» Task goal
Extract the text of every entry below exactly; leave images out.

(Front-end source files)
╭──

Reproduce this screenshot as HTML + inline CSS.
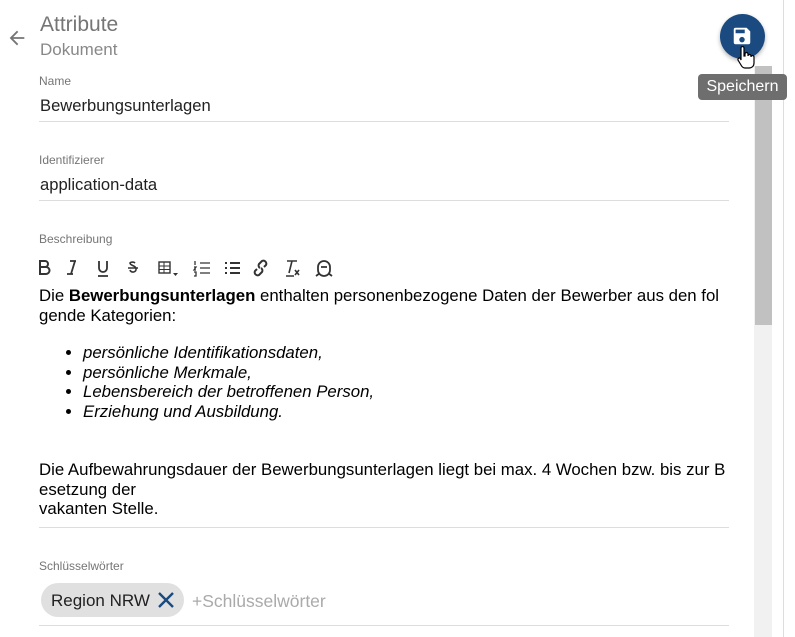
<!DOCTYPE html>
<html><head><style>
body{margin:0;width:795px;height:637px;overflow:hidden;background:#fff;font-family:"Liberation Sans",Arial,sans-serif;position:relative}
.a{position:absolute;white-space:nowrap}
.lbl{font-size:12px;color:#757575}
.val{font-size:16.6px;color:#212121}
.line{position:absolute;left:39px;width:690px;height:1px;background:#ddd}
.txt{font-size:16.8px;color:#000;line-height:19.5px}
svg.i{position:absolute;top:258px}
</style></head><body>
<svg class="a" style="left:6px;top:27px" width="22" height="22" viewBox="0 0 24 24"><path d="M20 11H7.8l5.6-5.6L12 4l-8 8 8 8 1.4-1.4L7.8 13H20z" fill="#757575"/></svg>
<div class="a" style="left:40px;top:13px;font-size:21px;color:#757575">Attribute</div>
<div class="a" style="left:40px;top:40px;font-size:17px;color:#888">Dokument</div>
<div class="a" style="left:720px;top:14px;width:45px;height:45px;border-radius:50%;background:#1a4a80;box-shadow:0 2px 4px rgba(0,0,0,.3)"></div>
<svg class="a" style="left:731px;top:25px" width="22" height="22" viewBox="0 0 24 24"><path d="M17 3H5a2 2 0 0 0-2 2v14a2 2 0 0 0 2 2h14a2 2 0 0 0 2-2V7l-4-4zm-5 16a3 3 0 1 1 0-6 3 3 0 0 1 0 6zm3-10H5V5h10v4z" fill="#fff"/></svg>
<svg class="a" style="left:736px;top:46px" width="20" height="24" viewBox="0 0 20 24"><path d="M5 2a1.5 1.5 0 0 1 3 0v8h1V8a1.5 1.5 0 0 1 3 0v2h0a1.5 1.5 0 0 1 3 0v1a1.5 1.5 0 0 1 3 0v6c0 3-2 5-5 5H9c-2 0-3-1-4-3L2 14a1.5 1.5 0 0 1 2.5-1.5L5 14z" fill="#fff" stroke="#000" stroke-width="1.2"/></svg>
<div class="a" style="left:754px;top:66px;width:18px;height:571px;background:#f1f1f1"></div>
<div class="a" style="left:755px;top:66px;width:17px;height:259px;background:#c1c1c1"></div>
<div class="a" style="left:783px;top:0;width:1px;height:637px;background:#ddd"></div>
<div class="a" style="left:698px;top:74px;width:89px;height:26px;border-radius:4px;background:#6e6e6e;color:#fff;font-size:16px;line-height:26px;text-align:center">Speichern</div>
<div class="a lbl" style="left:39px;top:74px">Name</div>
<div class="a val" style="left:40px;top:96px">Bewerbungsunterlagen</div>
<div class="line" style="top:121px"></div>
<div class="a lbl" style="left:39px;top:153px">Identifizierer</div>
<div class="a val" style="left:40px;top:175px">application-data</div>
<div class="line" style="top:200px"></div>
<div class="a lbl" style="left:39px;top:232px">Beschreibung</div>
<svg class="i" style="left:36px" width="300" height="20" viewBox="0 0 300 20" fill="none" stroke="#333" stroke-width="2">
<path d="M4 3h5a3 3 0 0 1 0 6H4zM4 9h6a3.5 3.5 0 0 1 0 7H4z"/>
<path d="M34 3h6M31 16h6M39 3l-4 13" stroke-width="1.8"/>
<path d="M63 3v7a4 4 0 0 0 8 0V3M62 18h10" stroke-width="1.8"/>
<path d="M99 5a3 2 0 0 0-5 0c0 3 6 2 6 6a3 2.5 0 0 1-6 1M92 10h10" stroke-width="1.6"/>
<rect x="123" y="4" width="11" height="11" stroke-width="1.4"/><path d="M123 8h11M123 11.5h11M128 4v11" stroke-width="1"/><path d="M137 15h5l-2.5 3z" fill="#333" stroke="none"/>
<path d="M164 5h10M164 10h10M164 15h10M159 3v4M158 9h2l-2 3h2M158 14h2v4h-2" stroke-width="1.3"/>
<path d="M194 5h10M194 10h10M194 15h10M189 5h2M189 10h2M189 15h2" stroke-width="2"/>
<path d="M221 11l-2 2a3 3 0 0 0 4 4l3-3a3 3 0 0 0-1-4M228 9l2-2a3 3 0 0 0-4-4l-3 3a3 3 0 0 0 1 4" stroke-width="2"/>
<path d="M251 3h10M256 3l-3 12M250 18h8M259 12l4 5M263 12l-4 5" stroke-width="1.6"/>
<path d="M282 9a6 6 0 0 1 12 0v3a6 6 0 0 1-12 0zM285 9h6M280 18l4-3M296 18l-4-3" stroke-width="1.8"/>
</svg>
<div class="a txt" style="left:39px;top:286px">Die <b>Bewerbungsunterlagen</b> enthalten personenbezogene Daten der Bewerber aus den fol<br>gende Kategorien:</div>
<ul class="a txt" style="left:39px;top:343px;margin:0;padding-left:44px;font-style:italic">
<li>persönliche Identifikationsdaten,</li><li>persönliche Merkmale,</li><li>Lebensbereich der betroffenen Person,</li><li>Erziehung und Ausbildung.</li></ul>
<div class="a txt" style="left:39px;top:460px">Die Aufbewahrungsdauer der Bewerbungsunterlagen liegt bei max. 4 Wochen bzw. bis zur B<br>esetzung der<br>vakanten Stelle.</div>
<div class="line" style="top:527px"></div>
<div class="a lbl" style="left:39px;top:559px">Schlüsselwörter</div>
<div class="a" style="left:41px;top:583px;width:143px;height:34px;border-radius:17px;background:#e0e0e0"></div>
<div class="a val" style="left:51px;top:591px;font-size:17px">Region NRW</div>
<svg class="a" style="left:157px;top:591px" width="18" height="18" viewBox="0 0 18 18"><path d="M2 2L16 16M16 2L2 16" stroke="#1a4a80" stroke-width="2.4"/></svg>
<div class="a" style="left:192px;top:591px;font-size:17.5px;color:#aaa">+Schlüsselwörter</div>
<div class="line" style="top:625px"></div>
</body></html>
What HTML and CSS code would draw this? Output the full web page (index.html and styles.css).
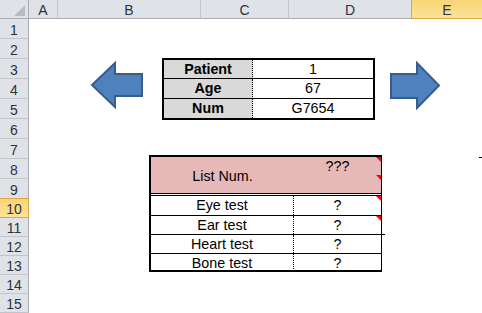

╰──

» Exercise solution
Reproduce this screenshot as HTML + inline CSS.
<!DOCTYPE html>
<html><head><style>
body{margin:0;width:795px;height:637px;overflow:hidden;background:#fff;font-family:"Liberation Sans",Arial,sans-serif;position:relative}
.a{position:absolute;white-space:nowrap}
.lbl{font-size:12px;color:#757575}
.val{font-size:16.6px;color:#212121}
.line{position:absolute;left:39px;width:690px;height:1px;background:#ddd}
.txt{font-size:16.8px;color:#000;line-height:19.5px}
svg.i{position:absolute;top:258px}
</style></head><body>
<svg class="a" style="left:6px;top:27px" width="22" height="22" viewBox="0 0 24 24"><path d="M20 11H7.8l5.6-5.6L12 4l-8 8 8 8 1.4-1.4L7.8 13H20z" fill="#757575"/></svg>
<div class="a" style="left:40px;top:13px;font-size:21px;color:#757575">Attribute</div>
<div class="a" style="left:40px;top:40px;font-size:17px;color:#888">Dokument</div>
<div class="a" style="left:720px;top:14px;width:45px;height:45px;border-radius:50%;background:#1a4a80;box-shadow:0 2px 4px rgba(0,0,0,.3)"></div>
<svg class="a" style="left:731px;top:25px" width="22" height="22" viewBox="0 0 24 24"><path d="M17 3H5a2 2 0 0 0-2 2v14a2 2 0 0 0 2 2h14a2 2 0 0 0 2-2V7l-4-4zm-5 16a3 3 0 1 1 0-6 3 3 0 0 1 0 6zm3-10H5V5h10v4z" fill="#fff"/></svg>
<svg class="a" style="left:736px;top:46px" width="20" height="24" viewBox="0 0 20 24"><path d="M5 2a1.5 1.5 0 0 1 3 0v8h1V8a1.5 1.5 0 0 1 3 0v2h0a1.5 1.5 0 0 1 3 0v1a1.5 1.5 0 0 1 3 0v6c0 3-2 5-5 5H9c-2 0-3-1-4-3L2 14a1.5 1.5 0 0 1 2.5-1.5L5 14z" fill="#fff" stroke="#000" stroke-width="1.2"/></svg>
<div class="a" style="left:754px;top:66px;width:18px;height:571px;background:#f1f1f1"></div>
<div class="a" style="left:755px;top:66px;width:17px;height:259px;background:#c1c1c1"></div>
<div class="a" style="left:783px;top:0;width:1px;height:637px;background:#ddd"></div>
<div class="a" style="left:698px;top:74px;width:89px;height:26px;border-radius:4px;background:#6e6e6e;color:#fff;font-size:16px;line-height:26px;text-align:center">Speichern</div>
<div class="a lbl" style="left:39px;top:74px">Name</div>
<div class="a val" style="left:40px;top:96px">Bewerbungsunterlagen</div>
<div class="line" style="top:121px"></div>
<div class="a lbl" style="left:39px;top:153px">Identifizierer</div>
<div class="a val" style="left:40px;top:175px">application-data</div>
<div class="line" style="top:200px"></div>
<div class="a lbl" style="left:39px;top:232px">Beschreibung</div>
<svg class="i" style="left:36px" width="300" height="20" viewBox="0 0 300 20" fill="none" stroke="#333" stroke-width="2">
<path d="M4 3h5a3 3 0 0 1 0 6H4zM4 9h6a3.5 3.5 0 0 1 0 7H4z"/>
<path d="M34 3h6M31 16h6M39 3l-4 13" stroke-width="1.8"/>
<path d="M63 3v7a4 4 0 0 0 8 0V3M62 18h10" stroke-width="1.8"/>
<path d="M99 5a3 2 0 0 0-5 0c0 3 6 2 6 6a3 2.5 0 0 1-6 1M92 10h10" stroke-width="1.6"/>
<rect x="123" y="4" width="11" height="11" stroke-width="1.4"/><path d="M123 8h11M123 11.5h11M128 4v11" stroke-width="1"/><path d="M137 15h5l-2.5 3z" fill="#333" stroke="none"/>
<path d="M164 5h10M164 10h10M164 15h10M159 3v4M158 9h2l-2 3h2M158 14h2v4h-2" stroke-width="1.3"/>
<path d="M194 5h10M194 10h10M194 15h10M189 5h2M189 10h2M189 15h2" stroke-width="2"/>
<path d="M221 11l-2 2a3 3 0 0 0 4 4l3-3a3 3 0 0 0-1-4M228 9l2-2a3 3 0 0 0-4-4l-3 3a3 3 0 0 0 1 4" stroke-width="2"/>
<path d="M251 3h10M256 3l-3 12M250 18h8M259 12l4 5M263 12l-4 5" stroke-width="1.6"/>
<path d="M282 9a6 6 0 0 1 12 0v3a6 6 0 0 1-12 0zM285 9h6M280 18l4-3M296 18l-4-3" stroke-width="1.8"/>
</svg>
<div class="a txt" style="left:39px;top:286px">Die <b>Bewerbungsunterlagen</b> enthalten personenbezogene Daten der Bewerber aus den fol<br>gende Kategorien:</div>
<ul class="a txt" style="left:39px;top:343px;margin:0;padding-left:44px;font-style:italic">
<li>persönliche Identifikationsdaten,</li><li>persönliche Merkmale,</li><li>Lebensbereich der betroffenen Person,</li><li>Erziehung und Ausbildung.</li></ul>
<div class="a txt" style="left:39px;top:460px">Die Aufbewahrungsdauer der Bewerbungsunterlagen liegt bei max. 4 Wochen bzw. bis zur B<br>esetzung der<br>vakanten Stelle.</div>
<div class="line" style="top:527px"></div>
<div class="a lbl" style="left:39px;top:559px">Schlüsselwörter</div>
<div class="a" style="left:41px;top:583px;width:143px;height:34px;border-radius:17px;background:#e0e0e0"></div>
<div class="a val" style="left:51px;top:591px;font-size:17px">Region NRW</div>
<svg class="a" style="left:157px;top:591px" width="18" height="18" viewBox="0 0 18 18"><path d="M2 2L16 16M16 2L2 16" stroke="#1a4a80" stroke-width="2.4"/></svg>
<div class="a" style="left:192px;top:591px;font-size:17.5px;color:#aaa">+Schlüsselwörter</div>
<div class="line" style="top:625px"></div>
</body></html>
What HTML and CSS code would draw this? Output the full web page (index.html and styles.css).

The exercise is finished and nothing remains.